In the entries below, find every line with "index" and copy it.

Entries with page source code
⟨

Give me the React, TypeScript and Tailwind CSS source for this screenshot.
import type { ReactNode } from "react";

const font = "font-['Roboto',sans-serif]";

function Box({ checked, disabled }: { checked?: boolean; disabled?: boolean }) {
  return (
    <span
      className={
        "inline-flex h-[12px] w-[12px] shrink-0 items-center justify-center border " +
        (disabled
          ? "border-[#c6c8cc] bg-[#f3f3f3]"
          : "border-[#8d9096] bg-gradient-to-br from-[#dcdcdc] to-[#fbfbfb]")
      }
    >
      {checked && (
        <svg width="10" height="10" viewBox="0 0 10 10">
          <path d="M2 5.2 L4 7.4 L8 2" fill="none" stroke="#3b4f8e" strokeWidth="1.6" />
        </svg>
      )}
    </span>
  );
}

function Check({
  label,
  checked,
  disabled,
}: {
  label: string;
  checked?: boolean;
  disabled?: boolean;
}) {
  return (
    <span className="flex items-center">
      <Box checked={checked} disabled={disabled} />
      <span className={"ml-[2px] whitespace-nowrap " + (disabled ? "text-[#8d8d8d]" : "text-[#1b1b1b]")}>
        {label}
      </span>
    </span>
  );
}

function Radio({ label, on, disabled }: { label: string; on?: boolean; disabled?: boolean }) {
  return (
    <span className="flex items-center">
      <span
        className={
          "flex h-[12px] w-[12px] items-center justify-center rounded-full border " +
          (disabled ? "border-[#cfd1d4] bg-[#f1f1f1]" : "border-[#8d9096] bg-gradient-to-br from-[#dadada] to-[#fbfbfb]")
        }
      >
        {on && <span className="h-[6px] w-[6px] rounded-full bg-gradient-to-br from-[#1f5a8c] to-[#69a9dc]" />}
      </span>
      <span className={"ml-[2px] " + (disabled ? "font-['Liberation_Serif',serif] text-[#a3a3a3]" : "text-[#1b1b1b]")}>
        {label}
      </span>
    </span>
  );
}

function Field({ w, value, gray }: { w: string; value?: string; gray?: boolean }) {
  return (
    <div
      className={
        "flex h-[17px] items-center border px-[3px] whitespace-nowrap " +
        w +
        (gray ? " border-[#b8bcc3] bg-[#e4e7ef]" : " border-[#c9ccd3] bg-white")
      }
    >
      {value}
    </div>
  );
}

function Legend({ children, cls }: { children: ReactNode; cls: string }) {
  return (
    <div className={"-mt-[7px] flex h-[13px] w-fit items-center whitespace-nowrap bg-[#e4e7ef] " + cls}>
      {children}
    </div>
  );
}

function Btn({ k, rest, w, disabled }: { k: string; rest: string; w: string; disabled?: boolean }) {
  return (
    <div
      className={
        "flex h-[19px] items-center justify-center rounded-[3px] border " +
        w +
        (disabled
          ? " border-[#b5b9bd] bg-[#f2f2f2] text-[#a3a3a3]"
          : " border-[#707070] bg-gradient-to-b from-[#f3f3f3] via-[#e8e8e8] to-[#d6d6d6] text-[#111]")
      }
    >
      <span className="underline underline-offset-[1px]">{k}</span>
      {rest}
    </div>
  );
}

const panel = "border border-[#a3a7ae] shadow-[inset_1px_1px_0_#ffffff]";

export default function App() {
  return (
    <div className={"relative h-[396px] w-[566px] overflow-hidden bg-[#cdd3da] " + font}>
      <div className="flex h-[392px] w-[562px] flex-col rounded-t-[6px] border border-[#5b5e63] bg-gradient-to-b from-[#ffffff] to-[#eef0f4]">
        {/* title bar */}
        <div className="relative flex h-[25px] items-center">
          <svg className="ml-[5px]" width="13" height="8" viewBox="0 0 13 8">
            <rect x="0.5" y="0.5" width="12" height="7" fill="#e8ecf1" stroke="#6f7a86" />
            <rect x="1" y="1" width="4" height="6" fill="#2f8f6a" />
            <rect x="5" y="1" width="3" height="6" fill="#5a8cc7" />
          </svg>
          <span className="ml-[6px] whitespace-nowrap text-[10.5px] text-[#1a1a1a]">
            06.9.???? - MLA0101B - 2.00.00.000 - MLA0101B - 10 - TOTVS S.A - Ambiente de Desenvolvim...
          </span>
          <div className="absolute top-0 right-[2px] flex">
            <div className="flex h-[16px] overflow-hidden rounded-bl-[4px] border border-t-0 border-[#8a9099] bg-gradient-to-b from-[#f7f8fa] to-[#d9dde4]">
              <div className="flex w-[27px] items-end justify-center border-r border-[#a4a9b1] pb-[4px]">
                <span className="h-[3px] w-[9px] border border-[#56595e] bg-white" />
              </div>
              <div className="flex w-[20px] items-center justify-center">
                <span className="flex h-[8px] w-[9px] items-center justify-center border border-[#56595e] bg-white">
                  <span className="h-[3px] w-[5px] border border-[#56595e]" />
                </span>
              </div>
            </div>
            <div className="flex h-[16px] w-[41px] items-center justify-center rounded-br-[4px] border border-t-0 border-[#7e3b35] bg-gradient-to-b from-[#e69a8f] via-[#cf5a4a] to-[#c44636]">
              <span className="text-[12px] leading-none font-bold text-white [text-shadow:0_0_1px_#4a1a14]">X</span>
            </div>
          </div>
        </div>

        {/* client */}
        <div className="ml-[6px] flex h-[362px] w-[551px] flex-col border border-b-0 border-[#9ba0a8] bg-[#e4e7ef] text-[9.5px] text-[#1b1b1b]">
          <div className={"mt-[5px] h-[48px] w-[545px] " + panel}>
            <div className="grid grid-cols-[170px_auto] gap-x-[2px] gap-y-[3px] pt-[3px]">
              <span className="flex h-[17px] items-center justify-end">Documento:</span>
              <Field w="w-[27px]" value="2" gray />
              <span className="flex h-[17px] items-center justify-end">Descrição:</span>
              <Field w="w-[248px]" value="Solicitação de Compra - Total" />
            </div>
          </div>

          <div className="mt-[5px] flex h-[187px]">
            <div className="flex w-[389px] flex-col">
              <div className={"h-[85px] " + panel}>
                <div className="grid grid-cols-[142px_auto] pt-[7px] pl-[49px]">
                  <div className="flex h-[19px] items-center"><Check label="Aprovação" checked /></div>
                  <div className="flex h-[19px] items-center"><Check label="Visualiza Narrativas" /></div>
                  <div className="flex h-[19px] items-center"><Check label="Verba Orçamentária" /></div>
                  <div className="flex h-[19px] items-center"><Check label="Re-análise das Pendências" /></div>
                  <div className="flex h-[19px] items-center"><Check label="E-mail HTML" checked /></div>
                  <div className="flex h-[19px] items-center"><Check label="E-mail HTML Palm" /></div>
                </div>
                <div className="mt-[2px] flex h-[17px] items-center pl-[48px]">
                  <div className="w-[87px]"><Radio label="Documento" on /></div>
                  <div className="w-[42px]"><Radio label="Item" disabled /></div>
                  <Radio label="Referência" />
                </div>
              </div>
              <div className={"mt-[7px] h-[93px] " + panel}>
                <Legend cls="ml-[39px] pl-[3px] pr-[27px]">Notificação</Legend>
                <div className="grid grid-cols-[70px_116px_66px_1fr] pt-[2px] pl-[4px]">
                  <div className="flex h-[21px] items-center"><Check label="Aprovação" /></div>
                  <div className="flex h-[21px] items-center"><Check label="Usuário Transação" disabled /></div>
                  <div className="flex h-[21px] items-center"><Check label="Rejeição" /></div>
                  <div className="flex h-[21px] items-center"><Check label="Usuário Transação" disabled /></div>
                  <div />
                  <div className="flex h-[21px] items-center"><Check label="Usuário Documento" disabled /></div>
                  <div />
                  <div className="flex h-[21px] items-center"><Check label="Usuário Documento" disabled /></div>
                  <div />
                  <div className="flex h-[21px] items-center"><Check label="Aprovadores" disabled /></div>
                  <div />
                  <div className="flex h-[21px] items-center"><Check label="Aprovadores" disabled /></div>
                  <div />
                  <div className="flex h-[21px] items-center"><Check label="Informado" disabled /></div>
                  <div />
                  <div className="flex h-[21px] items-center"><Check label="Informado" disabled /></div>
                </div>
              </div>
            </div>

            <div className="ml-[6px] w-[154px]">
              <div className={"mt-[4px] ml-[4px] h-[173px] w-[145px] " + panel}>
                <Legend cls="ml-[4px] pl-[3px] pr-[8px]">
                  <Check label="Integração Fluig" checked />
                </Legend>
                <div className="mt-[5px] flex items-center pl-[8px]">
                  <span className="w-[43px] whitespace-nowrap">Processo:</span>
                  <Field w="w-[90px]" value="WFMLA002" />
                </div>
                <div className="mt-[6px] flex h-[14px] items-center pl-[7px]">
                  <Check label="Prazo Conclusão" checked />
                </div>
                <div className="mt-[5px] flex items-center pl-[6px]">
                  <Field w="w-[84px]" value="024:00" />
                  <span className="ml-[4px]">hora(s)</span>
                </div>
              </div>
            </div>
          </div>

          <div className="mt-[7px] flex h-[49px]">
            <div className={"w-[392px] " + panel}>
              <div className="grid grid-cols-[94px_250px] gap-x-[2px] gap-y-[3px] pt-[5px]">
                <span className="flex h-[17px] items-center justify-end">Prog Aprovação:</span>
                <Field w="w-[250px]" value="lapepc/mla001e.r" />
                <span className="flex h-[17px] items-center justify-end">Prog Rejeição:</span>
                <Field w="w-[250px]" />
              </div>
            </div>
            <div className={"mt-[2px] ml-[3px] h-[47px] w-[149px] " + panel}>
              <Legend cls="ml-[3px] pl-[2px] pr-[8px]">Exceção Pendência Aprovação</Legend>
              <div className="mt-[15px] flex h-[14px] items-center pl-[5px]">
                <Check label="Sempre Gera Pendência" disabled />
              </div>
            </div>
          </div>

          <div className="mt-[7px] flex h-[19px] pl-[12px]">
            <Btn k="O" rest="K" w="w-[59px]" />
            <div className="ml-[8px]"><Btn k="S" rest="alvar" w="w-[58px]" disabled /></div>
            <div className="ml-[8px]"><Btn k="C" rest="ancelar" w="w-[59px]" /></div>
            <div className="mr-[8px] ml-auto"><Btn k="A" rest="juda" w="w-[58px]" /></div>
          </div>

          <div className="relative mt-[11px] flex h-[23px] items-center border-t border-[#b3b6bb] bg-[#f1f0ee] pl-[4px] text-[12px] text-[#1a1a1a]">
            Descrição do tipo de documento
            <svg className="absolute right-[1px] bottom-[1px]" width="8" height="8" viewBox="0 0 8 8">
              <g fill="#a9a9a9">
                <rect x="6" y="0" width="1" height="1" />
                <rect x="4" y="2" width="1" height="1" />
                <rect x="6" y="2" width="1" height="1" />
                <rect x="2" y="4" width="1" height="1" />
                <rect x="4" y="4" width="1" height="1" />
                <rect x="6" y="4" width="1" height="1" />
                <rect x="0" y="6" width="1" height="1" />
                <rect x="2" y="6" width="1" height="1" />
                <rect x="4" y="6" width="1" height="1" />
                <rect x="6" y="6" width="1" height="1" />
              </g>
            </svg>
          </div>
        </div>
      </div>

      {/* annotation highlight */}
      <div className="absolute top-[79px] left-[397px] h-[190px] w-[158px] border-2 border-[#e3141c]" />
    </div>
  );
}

⟩
⟨

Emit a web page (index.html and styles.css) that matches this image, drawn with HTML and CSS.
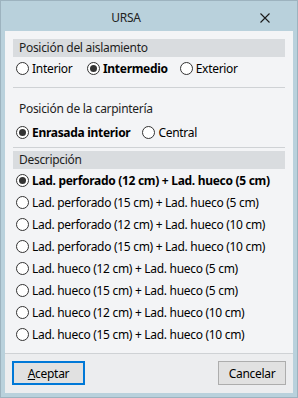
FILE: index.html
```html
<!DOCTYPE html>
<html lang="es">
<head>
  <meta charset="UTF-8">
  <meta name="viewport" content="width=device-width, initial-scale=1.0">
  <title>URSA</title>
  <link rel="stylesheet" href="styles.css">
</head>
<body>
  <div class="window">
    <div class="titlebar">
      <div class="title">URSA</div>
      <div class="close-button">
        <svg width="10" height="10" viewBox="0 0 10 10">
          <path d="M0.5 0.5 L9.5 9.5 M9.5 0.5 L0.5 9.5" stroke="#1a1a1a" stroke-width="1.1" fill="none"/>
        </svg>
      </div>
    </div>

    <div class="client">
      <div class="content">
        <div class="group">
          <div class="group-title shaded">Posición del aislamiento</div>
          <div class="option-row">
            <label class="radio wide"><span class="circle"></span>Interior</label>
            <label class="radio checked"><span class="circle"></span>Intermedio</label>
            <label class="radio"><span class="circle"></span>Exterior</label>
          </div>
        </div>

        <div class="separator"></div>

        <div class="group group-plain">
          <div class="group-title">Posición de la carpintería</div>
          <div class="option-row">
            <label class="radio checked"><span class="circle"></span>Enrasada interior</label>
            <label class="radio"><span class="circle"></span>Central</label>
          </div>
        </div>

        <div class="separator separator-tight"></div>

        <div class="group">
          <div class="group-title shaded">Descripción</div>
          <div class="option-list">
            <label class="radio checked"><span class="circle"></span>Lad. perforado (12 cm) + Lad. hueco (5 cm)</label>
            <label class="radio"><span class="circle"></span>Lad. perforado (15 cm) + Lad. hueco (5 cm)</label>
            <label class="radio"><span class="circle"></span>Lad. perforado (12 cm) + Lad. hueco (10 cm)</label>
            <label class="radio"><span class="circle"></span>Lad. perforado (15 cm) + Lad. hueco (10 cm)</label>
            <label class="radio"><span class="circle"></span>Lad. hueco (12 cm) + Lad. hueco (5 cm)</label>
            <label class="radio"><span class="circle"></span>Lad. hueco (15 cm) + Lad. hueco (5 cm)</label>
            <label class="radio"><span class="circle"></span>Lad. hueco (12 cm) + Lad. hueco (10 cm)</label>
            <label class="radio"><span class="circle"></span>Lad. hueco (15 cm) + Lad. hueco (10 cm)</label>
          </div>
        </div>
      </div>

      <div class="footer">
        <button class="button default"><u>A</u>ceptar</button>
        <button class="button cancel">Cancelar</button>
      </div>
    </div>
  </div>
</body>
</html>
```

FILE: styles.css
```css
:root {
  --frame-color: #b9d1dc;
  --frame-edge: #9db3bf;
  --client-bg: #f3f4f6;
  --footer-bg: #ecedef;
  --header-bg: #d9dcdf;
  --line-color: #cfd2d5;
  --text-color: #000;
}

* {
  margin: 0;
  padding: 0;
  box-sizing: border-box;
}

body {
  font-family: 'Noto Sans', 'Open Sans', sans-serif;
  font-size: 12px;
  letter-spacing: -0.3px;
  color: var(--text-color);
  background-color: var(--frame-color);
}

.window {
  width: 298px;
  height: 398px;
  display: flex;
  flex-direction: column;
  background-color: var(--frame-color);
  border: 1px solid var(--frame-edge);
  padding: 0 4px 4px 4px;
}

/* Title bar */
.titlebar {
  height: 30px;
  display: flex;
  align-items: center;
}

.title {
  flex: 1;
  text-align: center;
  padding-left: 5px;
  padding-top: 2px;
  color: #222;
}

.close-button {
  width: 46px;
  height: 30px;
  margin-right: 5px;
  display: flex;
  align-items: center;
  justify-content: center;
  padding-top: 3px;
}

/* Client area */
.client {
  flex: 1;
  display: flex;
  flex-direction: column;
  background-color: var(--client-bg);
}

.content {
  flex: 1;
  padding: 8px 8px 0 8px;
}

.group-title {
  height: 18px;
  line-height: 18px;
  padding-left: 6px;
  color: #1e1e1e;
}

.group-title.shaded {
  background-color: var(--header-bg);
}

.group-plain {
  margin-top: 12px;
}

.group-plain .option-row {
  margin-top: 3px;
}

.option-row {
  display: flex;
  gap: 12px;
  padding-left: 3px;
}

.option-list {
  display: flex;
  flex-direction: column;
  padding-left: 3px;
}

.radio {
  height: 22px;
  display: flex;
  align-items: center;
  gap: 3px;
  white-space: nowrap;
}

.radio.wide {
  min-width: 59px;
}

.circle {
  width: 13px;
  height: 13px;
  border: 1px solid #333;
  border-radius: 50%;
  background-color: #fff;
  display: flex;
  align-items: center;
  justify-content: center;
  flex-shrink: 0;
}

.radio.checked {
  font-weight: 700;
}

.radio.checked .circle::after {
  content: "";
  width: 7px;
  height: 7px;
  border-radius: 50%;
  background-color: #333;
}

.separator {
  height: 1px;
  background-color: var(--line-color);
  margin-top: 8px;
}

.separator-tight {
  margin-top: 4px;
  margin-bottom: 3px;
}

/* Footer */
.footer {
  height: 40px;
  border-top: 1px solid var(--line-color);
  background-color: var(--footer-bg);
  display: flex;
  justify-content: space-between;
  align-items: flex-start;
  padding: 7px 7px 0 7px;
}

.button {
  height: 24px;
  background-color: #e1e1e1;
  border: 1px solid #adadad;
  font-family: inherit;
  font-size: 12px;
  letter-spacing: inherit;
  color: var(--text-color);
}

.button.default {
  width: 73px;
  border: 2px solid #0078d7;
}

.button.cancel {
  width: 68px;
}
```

⟩

◆ **EXERCISE OUTPUT**
Emit a web page (index.html and styles.css) that matches this image, drawn with HTML and CSS.
FILE: index.html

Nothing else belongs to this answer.